2. Specifying What Data the Analytics Actually Need
Underspecified data requirements drive back-and-forth with the OEM or telematics provider that can stretch over months, and incomplete payloads quietly degrade analytics output. The load-bearing parameters for battery analytics are:
Pack-level current (I), voltage (U), and temperature (T), including minimum and maximum pack temperature, time-synchronized at a granularity appropriate to the discharge and charge profiles of the duty cycle. The min/max temperature readings expose thermal dispersion and the early signatures of cooling or sensor issues.
Cell-level minimum and maximum voltages, which expose dispersion across the pack and allow detection of imbalance-related anomalies that pack-level voltage hides.
State-of-Charge (SoC) as reported by the Battery Management System (BMS), with timestamps of any BMS recalibrations where available.

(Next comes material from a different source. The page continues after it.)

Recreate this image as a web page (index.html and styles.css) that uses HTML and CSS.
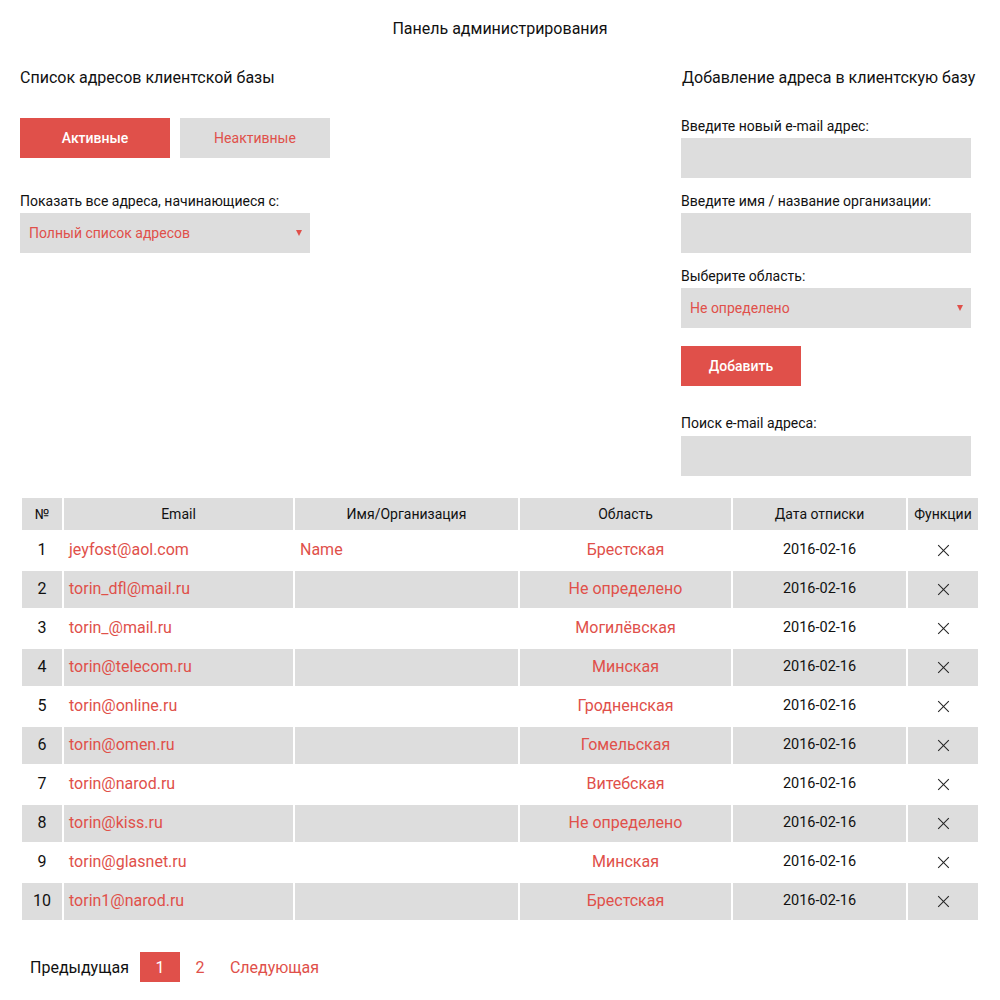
FILE: index.html
```html
<!DOCTYPE html>
<html lang="ru">
<head>
<meta charset="utf-8">
<title>Панель администрирования</title>
<link rel="stylesheet" href="styles.css">
</head>
<body>
<div class="page">
  <h1 class="title">Панель администрирования</h1>
  <div class="top">
    <section class="left">
      <h2 class="heading">Список адресов клиентской базы</h2>
      <div class="tabs">
        <button class="tab tab-active">Активные</button>
        <button class="tab">Неактивные</button>
      </div>
      <label class="label label-filter">Показать все адреса, начинающиеся с:</label>
      <div class="select"><span>Полный список адресов</span><span class="arrow"></span></div>
    </section>
    <section class="right">
      <h2 class="heading">Добавление адреса в клиентскую базу</h2>
      <label class="label label-first">Введите новый e-mail адрес:</label>
      <div class="input"></div>
      <label class="label">Введите имя / название организации:</label>
      <div class="input"></div>
      <label class="label">Выберите область:</label>
      <div class="select"><span>Не определено</span><span class="arrow"></span></div>
      <button class="add">Добавить</button>
      <label class="label label-search">Поиск e-mail адреса:</label>
      <div class="input"></div>
    </section>
  </div>
  <table class="list">
    <colgroup>
      <col class="c-num"><col class="c-email"><col class="c-name"><col class="c-region"><col class="c-date"><col class="c-fn">
    </colgroup>
    <thead>
      <tr><th>№</th><th>Email</th><th>Имя/Организация</th><th>Область</th><th>Дата отписки</th><th>Функции</th></tr>
    </thead>
    <tbody>
      <tr><td class="num">1</td><td class="email">jeyfost@aol.com</td><td class="name">Name</td><td class="region">Брестская</td><td class="date">2016-02-16</td><td class="fn"><span class="x"></span></td></tr>
      <tr><td class="num">2</td><td class="email">torin_dfl@mail.ru</td><td class="name"></td><td class="region">Не определено</td><td class="date">2016-02-16</td><td class="fn"><span class="x"></span></td></tr>
      <tr><td class="num">3</td><td class="email">torin_@mail.ru</td><td class="name"></td><td class="region">Могилёвская</td><td class="date">2016-02-16</td><td class="fn"><span class="x"></span></td></tr>
      <tr><td class="num">4</td><td class="email">torin@telecom.ru</td><td class="name"></td><td class="region">Минская</td><td class="date">2016-02-16</td><td class="fn"><span class="x"></span></td></tr>
      <tr><td class="num">5</td><td class="email">torin@online.ru</td><td class="name"></td><td class="region">Гродненская</td><td class="date">2016-02-16</td><td class="fn"><span class="x"></span></td></tr>
      <tr><td class="num">6</td><td class="email">torin@omen.ru</td><td class="name"></td><td class="region">Гомельская</td><td class="date">2016-02-16</td><td class="fn"><span class="x"></span></td></tr>
      <tr><td class="num">7</td><td class="email">torin@narod.ru</td><td class="name"></td><td class="region">Витебская</td><td class="date">2016-02-16</td><td class="fn"><span class="x"></span></td></tr>
      <tr><td class="num">8</td><td class="email">torin@kiss.ru</td><td class="name"></td><td class="region">Не определено</td><td class="date">2016-02-16</td><td class="fn"><span class="x"></span></td></tr>
      <tr><td class="num">9</td><td class="email">torin@glasnet.ru</td><td class="name"></td><td class="region">Минская</td><td class="date">2016-02-16</td><td class="fn"><span class="x"></span></td></tr>
      <tr><td class="num">10</td><td class="email">torin1@narod.ru</td><td class="name"></td><td class="region">Брестская</td><td class="date">2016-02-16</td><td class="fn"><span class="x"></span></td></tr>
    </tbody>
  </table>
  <nav class="pager">
    <span class="prev">Предыдущая</span>
    <span class="page-num current">1</span>
    <span class="page-num">2</span>
    <span class="next">Следующая</span>
  </nav>
</div>
</body>
</html>
```

FILE: styles.css
```css
* { box-sizing: border-box; }
html, body { margin: 0; padding: 0; background: #fff; }
body { font-family: Roboto, "Liberation Sans", sans-serif; color: #111; }

.page { padding: 20px 20px 0 20px; }

.title {
  margin: 0;
  font-size: 16px;
  font-weight: 400;
  line-height: 18px;
  text-align: center;
}

.top {
  display: flex;
  justify-content: space-between;
  margin-top: 30px;
}

.left { width: 310px; display: flex; flex-direction: column; }
.right { width: 290px; margin-right: 9px; display: flex; flex-direction: column; }

.heading {
  margin: 0;
  font-size: 16px;
  font-weight: 400;
  line-height: 20px;
  white-space: nowrap;
}
.right .heading { margin-left: 1px; }

.tabs { display: flex; gap: 10px; margin-top: 30px; }
.tab {
  flex: none;
  width: 150px;
  height: 40px;
  border: 0;
  padding: 0;
  background: #dddddd;
  color: #e0504a;
  font-family: Roboto, "Liberation Sans", sans-serif;
  font-size: 14px;
  font-weight: 400;
}
.tab-active { background: #e0504a; color: #fff; font-weight: 500; }

.label {
  display: block;
  font-size: 14px;
  line-height: 16px;
  margin-top: 15px;
  margin-bottom: 4px;
  white-space: nowrap;
}
.label-filter { margin-top: 35px; }
.label-first { margin-top: 30px; }
.label-search { margin-top: 29px; margin-bottom: 5px; }

.input {
  height: 40px;
  background: #dddddd;
}

.select {
  width: 290px;
  height: 40px;
  background: #dddddd;
  display: flex;
  align-items: center;
  justify-content: space-between;
  padding: 0 9px;
  color: #e0504a;
  font-size: 14px;
}
.arrow {
  width: 0;
  height: 0;
  border-left: 3px solid transparent;
  border-right: 3px solid transparent;
  border-top: 6px solid #e0504a;
  margin-right: -1px;
}

.add {
  margin-top: 18px;
  width: 120px;
  height: 40px;
  border: 0;
  padding: 0;
  background: #e0504a;
  color: #fff;
  font-family: Roboto, "Liberation Sans", sans-serif;
  font-size: 14px;
  font-weight: 500;
}

.list {
  margin-top: 20px;
  width: 960px;
  table-layout: fixed;
  border-collapse: separate;
  border-spacing: 2px;
}
.c-num { width: 40px; }
.c-email { width: 229px; }
.c-name { width: 223px; }
.c-region { width: 211px; }
.c-date { width: 173px; }
.c-fn { width: 70px; }

.list th {
  height: 32px;
  padding: 0 0 1px 0;
  background: #dddddd;
  font-size: 14px;
  font-weight: 400;
  text-align: center;
  vertical-align: middle;
}
.list td {
  height: 37px;
  padding: 0 0 2px 0;
  vertical-align: middle;
  font-size: 16px;
}
.list tbody tr:nth-child(even) td { background: #dddddd; }

.num { text-align: center; color: #111; }
.email { padding-left: 5px !important; color: #e0504a; }
.name { padding-left: 5px !important; color: #e0504a; }
.region { text-align: center; color: #e0504a; }
.date { text-align: center; font-size: 14.5px !important; color: #111; }
.fn { text-align: center; }

.x {
  display: inline-block;
  position: relative;
  width: 13px;
  height: 13px;
  vertical-align: middle;
}
.x::before, .x::after {
  content: "";
  position: absolute;
  left: -1px;
  top: 6px;
  width: 15px;
  height: 1px;
  background: #222;
}
.x::before { transform: rotate(45deg); }
.x::after { transform: rotate(-45deg); }

.pager {
  display: flex;
  align-items: center;
  margin-top: 30px;
  padding-left: 10px;
  font-size: 16px;
}
.prev { color: #111; margin-right: 11px; }
.page-num {
  width: 40px;
  height: 30px;
  display: flex;
  align-items: center;
  justify-content: center;
  color: #e0504a;
}
.page-num.current { background: #e0504a; color: #fff; }
.next { color: #e0504a; margin-left: 10px; }
```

With these parameters, advanced analytics can detect early-stage deviations such as cell imbalance while the condition remains potentially reversible. Without them, the analytics layer is reduced to confirming what the BMS already shows on the dashboard.
3. Data Cleansing and Processing: From Raw Telemetry to a Usable Dataset
Even when the feed is complete and the parameters are correct, the data is not yet ready for analysis. Three challenges sit between raw telemetry and insight: volume (a large time series from each asset, multiplied across the fleet), BMS measurement reliability (sensor errors that algorithms must not mistake for battery issues), and communication gaps (dropped packets, out-of-coverage assets, telematics provider outages).